There's a man who knew what he wanted and had the talent and drive to get what he wanted and is now enjoying seemingly every moment of every day. I have no idea what that feels like.

I've already mentioned my inability to feel happy about most things. That's not to say that I can't take joy out of events. This past season for Michigan was one of the more enjoyable in recent years, as the team overachieved and the coaching staff put to rest most of the fears of a return to the Carr malaise. The funny thing is that there's one moment from the season that sticks in my mind more than any other and it actually took place right before the season officially started. I had joined a number of Victards on the golf course south of the stadium and we had decided to pack up and head in for the first game against Western Michigan. The south side of the course has a number of rolling rises as the terrain generally elevates to the intersection with Scio Church Road. Upon cresting one of them, I had a perfect view of the stadium, with the monstrous brick luxury boxes and the new oversized scoreboards. I felt positive about the team, the season, and going to see the game at that point. So positive, in fact, that I remember thinking that I was looking at a cathedral of the game. Here was Michigan Stadium and here was the moment in which things were going to return to their historical trend of victories, the joyous throng of 100K, and the team, the team, the team. No matter how insipid it sounds, this truly felt like a communal event where people were gathered in appreciation of the game itself, the great, young players that currently make up the team, and the past glories that the program had enjoyed again and again.

I was inspired enough by the scene and that moment to begin composing a description in my head that could have been verse or could have been an essay akin to one of those that Spencer at EDSBS or Johnny at RBUAS have written so many times; an emotive appreciation of the near-gladiatorial spectacle that many of us likely spend way too much time orbiting. But I never wrote those words because I realized at some point that I don't have the talent that Spencer and Johnny have and I really had no outlet with which to convey them, so it likely would have been a waste of time. Once again, emotion quails in the face of reason and pragmatism.

Would I have done better to have simply grabbed my loaf of bread and bottle of wine and pushed on through to enjoy the process of it all? To enjoy life as it lay before me? I don't know that it would have been enjoyable as soon as I got to that whole "realizing I don't have the talent" moment.

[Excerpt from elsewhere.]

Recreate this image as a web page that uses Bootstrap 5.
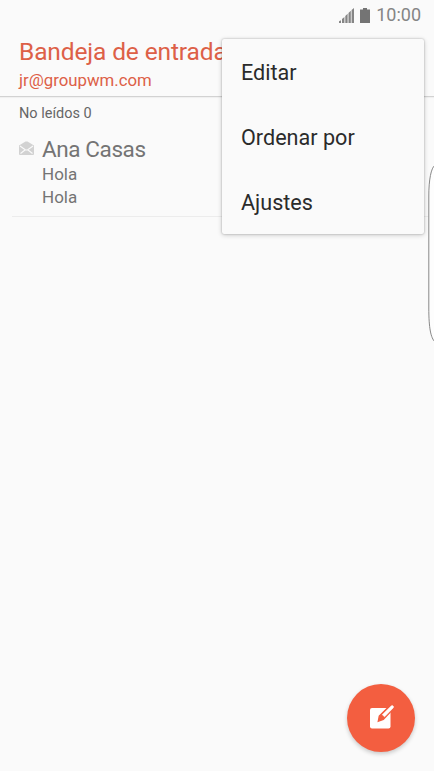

Clooney's life is emblematic of someone that has found his path. He does what he dreamed of doing and he does it the right way, in a manner that he loves, and on projects that speak to him and from him. That's a path that anyone from an engineer to a bureaucrat to an athlete to a construction worker can potentially walk. It's obviously a bit more emotive and obvious coming from an enormously successful (and wealthy) actor, but it's still something that bespeaks joy, regardless of occupation or walk of life. I've often thought that various life events and/or my own failings or poor choices have kept me from finding that path and enjoying that walk. But now I'm not even sure that I could find the path even without any obstacles in my way. I'm not just constrained any longer. I'm basically lost in the woods and so much so that I'm not sure it's worth the effort to try to find my way out.

As kind of a side note, I even started talking to a friend, late of the Michigan theatre department, about acting schools. As I've noted before, I'm fascinated with (good) films and I did some Shakespeare way back in the day (but, as Slim Charles noted: "the problem with back in the day is that it's back in the day.") It's funny because you watch those Lipton interviews and, when they do the crowd shots, you see people of all ages attending the class at Pace University. The vast majority are quite young, but I frequently see people as old or older than I am. So, in that moment of positivity, you think: "It's not impossible to start at this point, is it?" until that wave of reality and reason comes crashing in and you start to wonder if it's not just another pipe dream because no other path seems feasible or worthwhile right now and hasn't for quite some time.

I have three little lives depending on me and that's what keeps me wandering in the woods, I suppose, but it's hard to say for how long or when I simply give up on the idea of ever singing my way down to Lake Como. Of course, Orpheus kept singing even after meeting up with the Maenads. I had a story idea about that once...

1 comment:

  1. I think the key is there's a calibration process. If you're trying to figure out where you are naturally pointed, fire a shotgun, and head into the center of the scatter. Start cranking out the poems as soon as they hit your forebrain, take the acting class, see what works and build on it.